SHORT TASK> Pull every line that holds the word "this" from the entries.
· · ·
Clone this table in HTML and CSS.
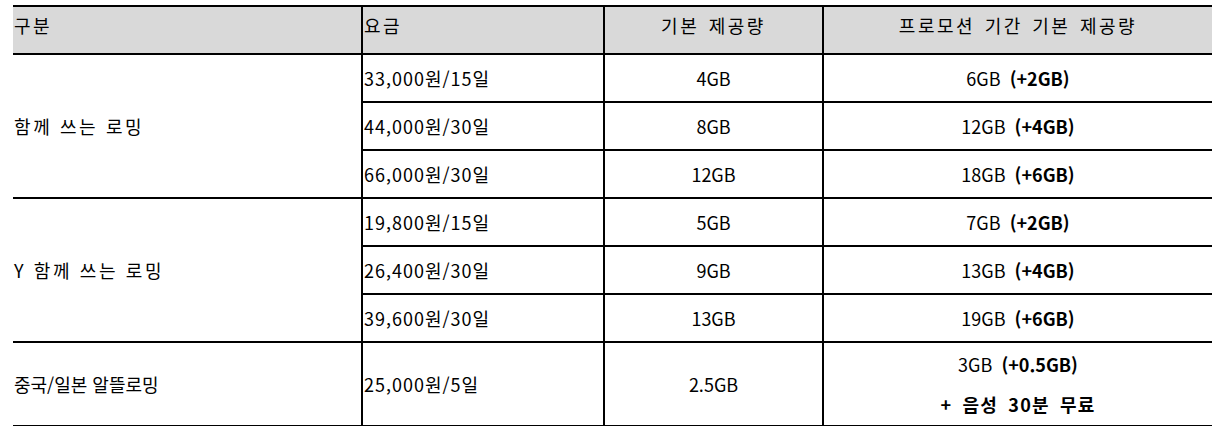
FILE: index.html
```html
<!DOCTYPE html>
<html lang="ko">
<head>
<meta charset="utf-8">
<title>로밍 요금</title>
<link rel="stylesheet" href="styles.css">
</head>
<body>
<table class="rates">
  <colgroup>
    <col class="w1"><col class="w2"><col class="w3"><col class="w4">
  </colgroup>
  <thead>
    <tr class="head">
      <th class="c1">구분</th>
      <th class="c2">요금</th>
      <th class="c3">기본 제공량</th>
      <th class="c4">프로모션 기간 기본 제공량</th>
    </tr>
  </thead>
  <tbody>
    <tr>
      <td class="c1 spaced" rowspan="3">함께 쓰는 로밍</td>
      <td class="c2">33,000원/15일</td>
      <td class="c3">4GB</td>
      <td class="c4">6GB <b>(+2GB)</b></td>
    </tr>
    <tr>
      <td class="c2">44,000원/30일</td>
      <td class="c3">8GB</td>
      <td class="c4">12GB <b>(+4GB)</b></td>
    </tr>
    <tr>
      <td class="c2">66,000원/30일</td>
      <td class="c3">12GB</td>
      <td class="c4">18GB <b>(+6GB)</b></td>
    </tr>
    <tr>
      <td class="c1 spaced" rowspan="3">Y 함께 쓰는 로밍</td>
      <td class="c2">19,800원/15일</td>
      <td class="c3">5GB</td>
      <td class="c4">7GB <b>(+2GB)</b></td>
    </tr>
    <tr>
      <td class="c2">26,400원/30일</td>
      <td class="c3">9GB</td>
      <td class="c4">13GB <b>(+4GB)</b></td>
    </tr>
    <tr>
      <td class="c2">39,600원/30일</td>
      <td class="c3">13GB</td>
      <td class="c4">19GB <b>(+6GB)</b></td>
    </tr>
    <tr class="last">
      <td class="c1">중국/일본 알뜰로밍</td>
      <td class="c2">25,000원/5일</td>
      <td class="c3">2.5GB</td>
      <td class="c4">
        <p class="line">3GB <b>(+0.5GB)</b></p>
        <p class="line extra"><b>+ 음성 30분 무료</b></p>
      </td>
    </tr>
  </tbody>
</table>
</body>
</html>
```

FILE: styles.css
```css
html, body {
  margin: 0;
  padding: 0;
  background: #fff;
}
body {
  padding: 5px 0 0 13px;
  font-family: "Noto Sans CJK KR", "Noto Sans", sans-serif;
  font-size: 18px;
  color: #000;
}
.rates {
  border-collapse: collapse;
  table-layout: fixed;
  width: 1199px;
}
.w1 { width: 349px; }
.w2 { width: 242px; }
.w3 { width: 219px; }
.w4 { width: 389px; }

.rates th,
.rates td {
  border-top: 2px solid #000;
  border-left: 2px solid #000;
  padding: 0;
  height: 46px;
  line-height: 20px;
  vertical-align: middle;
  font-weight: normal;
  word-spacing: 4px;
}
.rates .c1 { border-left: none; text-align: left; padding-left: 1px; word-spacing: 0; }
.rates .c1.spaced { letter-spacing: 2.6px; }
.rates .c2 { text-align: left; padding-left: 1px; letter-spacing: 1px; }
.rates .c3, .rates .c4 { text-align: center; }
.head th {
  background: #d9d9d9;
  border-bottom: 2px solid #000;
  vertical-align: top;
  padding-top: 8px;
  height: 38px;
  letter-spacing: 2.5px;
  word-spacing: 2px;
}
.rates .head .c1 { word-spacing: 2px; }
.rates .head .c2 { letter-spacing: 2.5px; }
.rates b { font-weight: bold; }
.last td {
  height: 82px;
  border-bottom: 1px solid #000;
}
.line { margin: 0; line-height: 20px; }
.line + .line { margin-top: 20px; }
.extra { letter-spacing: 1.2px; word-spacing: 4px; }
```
· · ·
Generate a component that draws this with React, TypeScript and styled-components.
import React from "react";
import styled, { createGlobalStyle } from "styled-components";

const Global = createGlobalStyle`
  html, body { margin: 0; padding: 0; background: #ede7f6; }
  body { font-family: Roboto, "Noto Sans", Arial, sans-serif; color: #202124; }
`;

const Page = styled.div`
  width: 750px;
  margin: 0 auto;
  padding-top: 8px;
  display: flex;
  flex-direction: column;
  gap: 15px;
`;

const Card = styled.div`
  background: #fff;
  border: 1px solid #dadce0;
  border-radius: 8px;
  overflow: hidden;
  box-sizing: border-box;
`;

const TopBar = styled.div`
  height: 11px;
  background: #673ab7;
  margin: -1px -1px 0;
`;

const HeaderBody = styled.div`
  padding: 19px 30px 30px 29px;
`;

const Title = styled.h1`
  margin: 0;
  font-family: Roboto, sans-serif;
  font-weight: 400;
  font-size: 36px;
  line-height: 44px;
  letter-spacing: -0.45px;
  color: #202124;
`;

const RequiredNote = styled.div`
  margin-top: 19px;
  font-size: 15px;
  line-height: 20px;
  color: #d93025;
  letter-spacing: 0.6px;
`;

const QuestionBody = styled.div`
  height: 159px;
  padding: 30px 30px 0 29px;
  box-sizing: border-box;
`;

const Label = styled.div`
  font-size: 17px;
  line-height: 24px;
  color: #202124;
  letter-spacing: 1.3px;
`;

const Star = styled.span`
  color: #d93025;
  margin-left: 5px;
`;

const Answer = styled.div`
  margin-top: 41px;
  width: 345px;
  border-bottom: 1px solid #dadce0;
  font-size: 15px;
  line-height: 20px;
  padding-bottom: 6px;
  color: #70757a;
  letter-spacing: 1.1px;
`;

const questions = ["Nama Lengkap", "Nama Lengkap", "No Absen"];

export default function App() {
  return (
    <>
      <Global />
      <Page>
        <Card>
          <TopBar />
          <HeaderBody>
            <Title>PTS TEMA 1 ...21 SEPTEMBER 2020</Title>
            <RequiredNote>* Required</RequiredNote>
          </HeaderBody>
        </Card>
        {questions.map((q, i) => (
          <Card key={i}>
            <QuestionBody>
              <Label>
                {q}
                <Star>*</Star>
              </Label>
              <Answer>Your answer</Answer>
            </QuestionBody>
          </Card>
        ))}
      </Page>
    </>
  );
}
· · ·
FINISHED ANSWER>
Clone this table in HTML and CSS.
Generate a component that draws this with React, TypeScript and styled-components.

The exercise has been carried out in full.